Kadang dalam hidup, kita tidak bisa memiliki semuanya. Kita harus memilih: disukai atau dihargai. Dua hal yang sekilas tampak serupa, tetapi sejatinya sangat berbeda.
Hidup di Antara Dua Pilihan
Sejak kecil kita diajari untuk bersikap baik, membantu sesama, dan membuat orang lain senang. Itu ajaran yang indah. Tapi saat kita tumbuh dewasa, kita mulai menyadari bahwa tak semua senyuman datang dari hati yang tulus. Tak semua kebaikan dibalas dengan penghargaan. Dan tak semua usaha untuk menyenangkan orang lain, akan membawa kita pada kedamaian.
Tiba-tiba kita tersadar bahwa terlalu sibuk ingin disukai bisa membuat kita lelah---bahkan lupa siapa diri kita. Kita menjadi aktor dalam hidup sendiri, berperan sesuai ekspektasi orang lain, sambil perlahan kehilangan arah dan nilai.
Lalu muncul pertanyaan: Apa yang lebih penting, disukai atau dihargai?
Serigala vs Keledai: Simbol Pilihan Hidup
Serigala seringkali disalahpahami. Ia dianggap keras, liar, dan berbahaya. Tapi sejatinya, serigala adalah makhluk yang kuat, penuh tujuan, dan tidak mudah dipengaruhi. Ia bisa berjalan sendiri, tetapi bukan karena kesepian---melainkan karena tahu arah.
Keledai, di sisi lain, adalah lambang kesetiaan dan kerja keras. Tapi sering pula dijadikan simbol dari kerelaan dimanfaatkan tanpa perlawanan. Ia memikul beban, terus maju, meski tak pernah diperlakukan setara. Tak pernah dianggap cukup berharga untuk dihormati.
Hidup mengajarkan kita bahwa menjadi serigala tidak berarti menjadi egois. Tapi tentang memiliki nyali untuk berkata "tidak", menjaga jarak dari yang tidak menghargai, dan berani melangkah sendiri jika jalan itu lebih sesuai dengan nilai hidup kita.
"Serigala tidak keras tetapi kuat. Ia berjalan sendiri tetapi ia berjalan dengan tujuan."
Kalimat ini bukan sekadar kutipan, tapi arah hidup. Arah untuk tidak sekadar mengikuti keramaian, tapi mengikuti kompas batin kita sendiri.
Tentang Harga Diri dan Batasan
Dalam dunia yang menilai kelembutan sebagai kelemahan, seringkali kita terjebak dalam pola menyenangkan semua orang. Kita lupa bahwa kita juga manusia, bukan mesin pemenuh harapan.

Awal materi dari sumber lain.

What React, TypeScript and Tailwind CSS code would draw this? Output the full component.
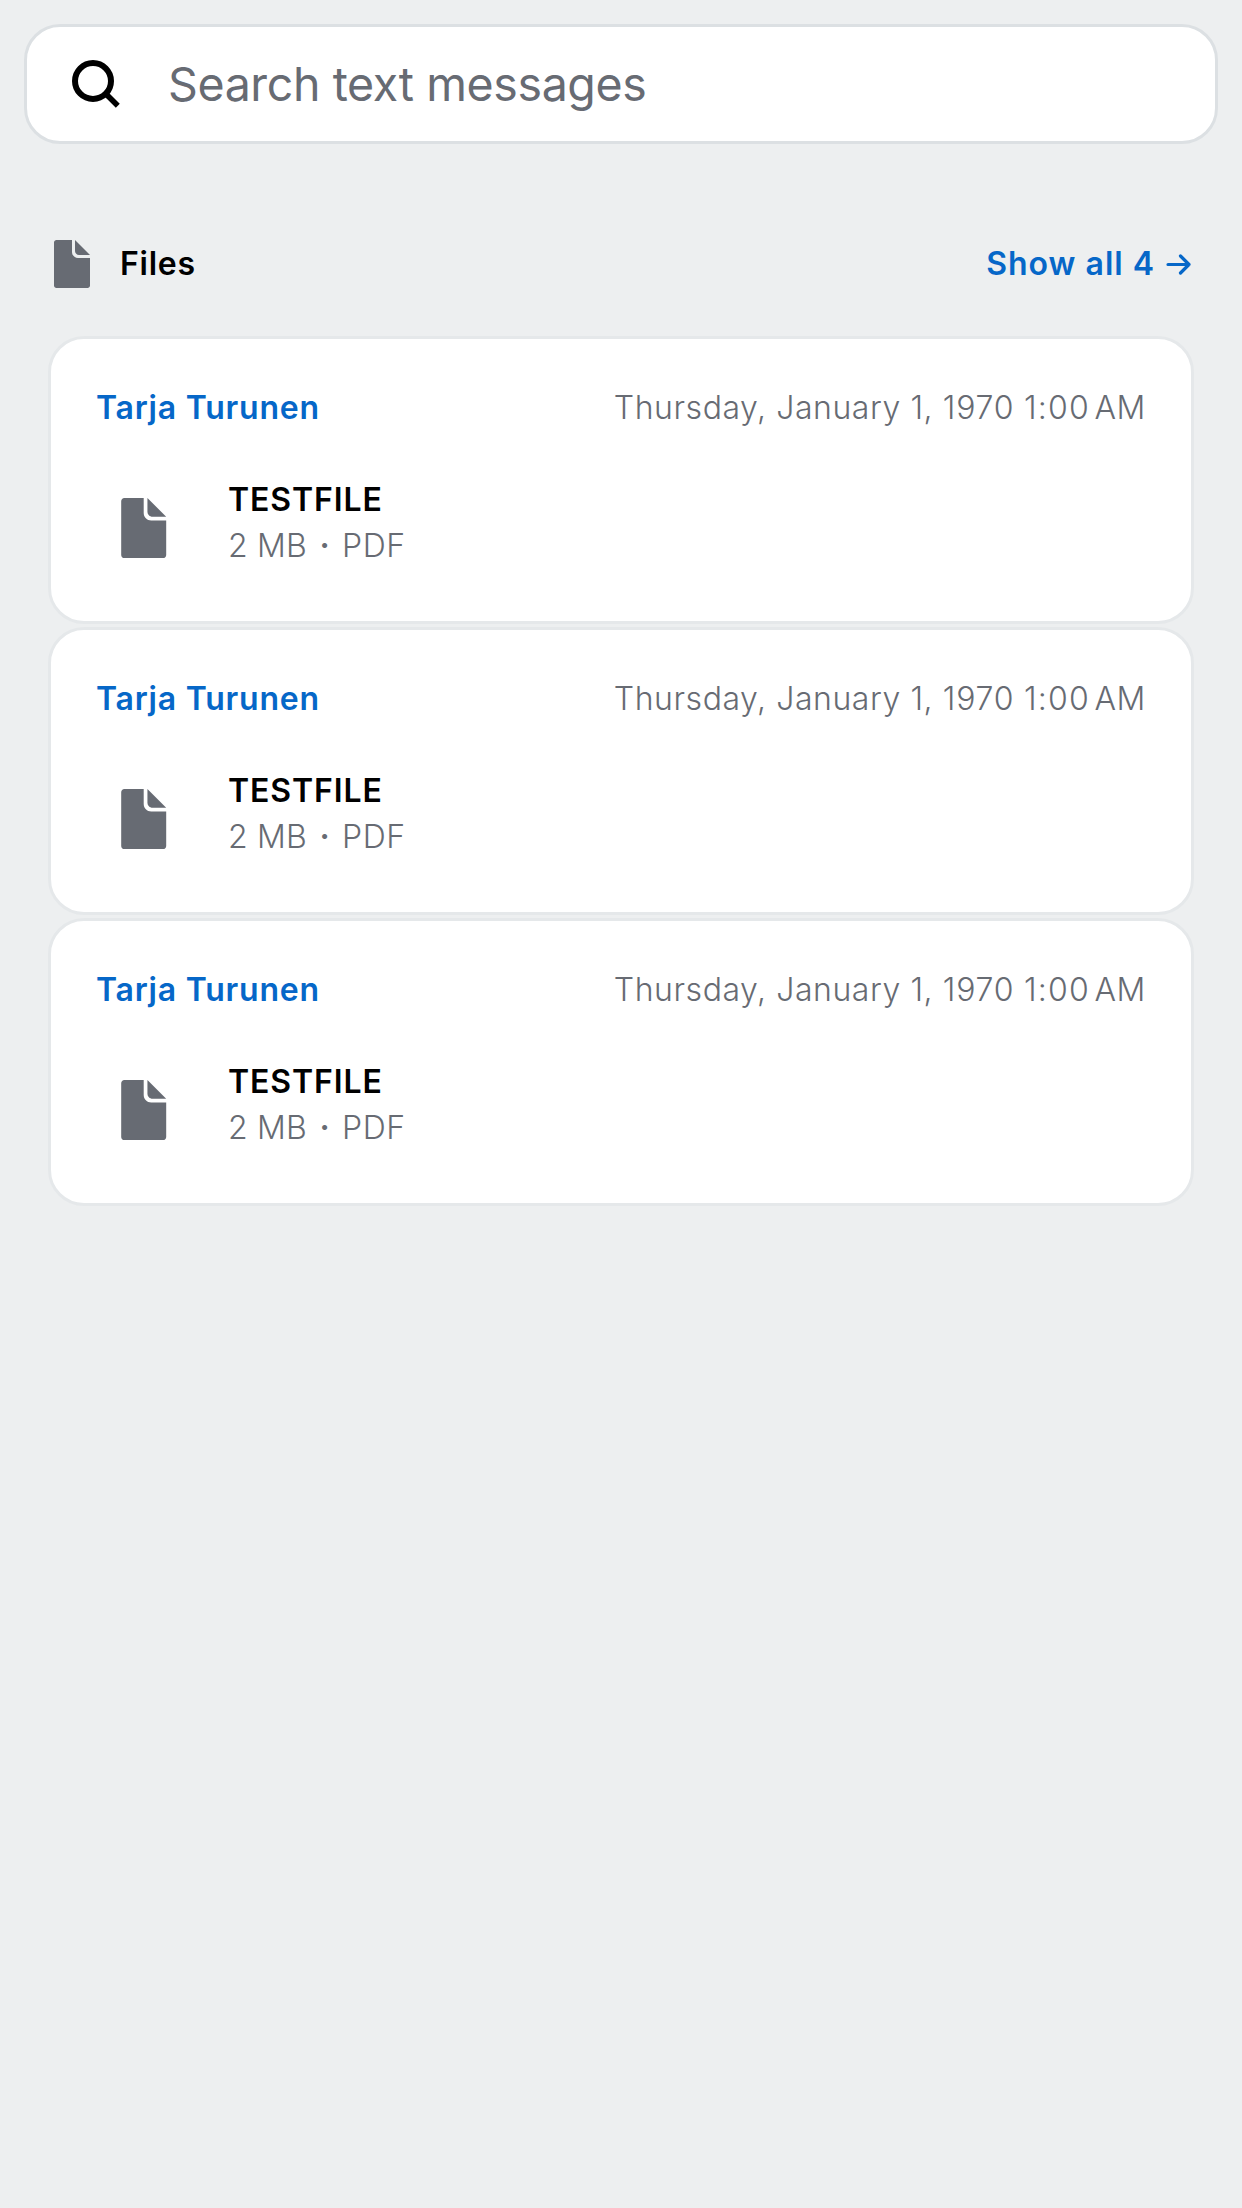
const messages = [
  { id: 1, sender: 'Tarja Turunen', name: 'TESTFILE', size: '2 MB', type: 'PDF' },
  { id: 2, sender: 'Tarja Turunen', name: 'TESTFILE', size: '2 MB', type: 'PDF' },
  { id: 3, sender: 'Tarja Turunen', name: 'TESTFILE', size: '2 MB', type: 'PDF' },
];

function FileIcon({ className }: { className: string }) {
  return (
    <svg viewBox="0 0 36 48" className={className} fill="currentColor" aria-hidden="true">
      <path d="M2.5 0H18V12C18 15.3 20.7 18 24 18H36V45.5C36 46.9 34.9 48 33.5 48H2.5C1.1 48 0 46.9 0 45.5V2.5C0 1.1 1.1 0 2.5 0Z" />
      <path d="M21 0L36 15H25C22.8 15 21 13.2 21 11Z" />
    </svg>
  );
}

function SearchBar() {
  return (
    <div className="flex h-[120px] items-center rounded-[36px] border-[3px] border-[#dce0e3] bg-white pl-[45px]">
      <svg viewBox="0 0 48 48" className="size-12 shrink-0" fill="none" stroke="#000" aria-hidden="true">
        <circle cx="21" cy="21" r="18" strokeWidth="6" />
        <path d="M33 33L45.8 45.8" strokeWidth="5.6" />
      </svg>
      <span className="ml-12 text-[46.5px] leading-[60px] tracking-[-0.38px] whitespace-nowrap text-[#676b73]">
        Search text messages
      </span>
    </div>
  );
}

function FileCard({ sender, name, size, type }: { sender: string; name: string; size: string; type: string }) {
  return (
    <article className="h-[288px] rounded-[36px] border-[3px] border-[#e5e8ea] bg-white p-[45px]">
      <div className="flex h-12 justify-between leading-[48px] whitespace-nowrap">
        <span className="font-semibold tracking-[0.76px] text-[#0667c8]">{sender}</span>
        <span className="font-light tracking-[0.56px] text-[#676b73]">
          Thursday, January 1, <span className="tracking-[0.8px]">1970</span> <span className="tracking-[1.2px]">1:00</span>
          <span className="tracking-[-1.2px]">{'\u202f'}</span>AM
        </span>
      </div>
      <div className="mt-12 flex h-24">
        <div className="flex size-24 items-center justify-center text-[#676b73]">
          <FileIcon className="h-[60px] w-[45.4px]" />
        </div>
        <div className="-mt-[3px] ml-9 leading-[46px]">
          <div className="font-semibold tracking-[0.9px] text-black">{name}</div>
          <div className="flex items-center font-light tracking-[0.2px] text-[#676b73]">
            <span>{size}</span>
            <span className="w-[35px] text-center font-semibold tracking-normal">·</span>
            <span className="tracking-[0.6px]">{type}</span>
          </div>
        </div>
      </div>
    </article>
  );
}

export default function App() {
  return (
    <main className="min-h-screen bg-[#edeff0] p-6 font-['Inter',sans-serif] text-[32px]">
      <SearchBar />
      <section className="px-6 pt-[90px]">
        <header className="flex h-[60px] items-center justify-between pr-[3px] pl-1.5 leading-[48px] font-semibold">
          <h2 className="flex items-center text-black">
            <FileIcon className="h-12 w-9 text-[#676b73]" />
            <span className="ml-[30px] tracking-[0.75px]">Files</span>
          </h2>
          <a className="flex items-center text-[#0667c8]">
            <span className="tracking-[1px]">Show all 4</span>
            <svg viewBox="0 0 25 21" className="ml-[11px] h-[21px] w-[25px]" fill="none" stroke="currentColor" strokeWidth="3.2" strokeLinecap="round" strokeLinejoin="round" aria-hidden="true">
              <path d="M2 10.5H23M14.5 2L23 10.5L14.5 19" />
            </svg>
          </a>
        </header>
        <div className="mt-[42px] flex flex-col gap-[3px]">
          {messages.map(({ id, ...message }) => (
            <FileCard key={id} {...message} />
          ))}
        </div>
      </section>
    </main>
  );
}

Harga diri bukan dibangun dari banyaknya orang yang menyukai kita, tapi dari keberanian untuk tidak mengorbankan nilai kita hanya demi diterima. Kita punya hak untuk menetapkan batas. Untuk mengatakan "tidak" pada permintaan yang melelahkan jiwa. Untuk berhenti berusaha keras di tempat yang tidak pernah melihat usaha kita.
Bukan keras kepala, tapi punya kepala yang tahu arah. Bukan egois, tapi paham mana yang layak dipertahankan.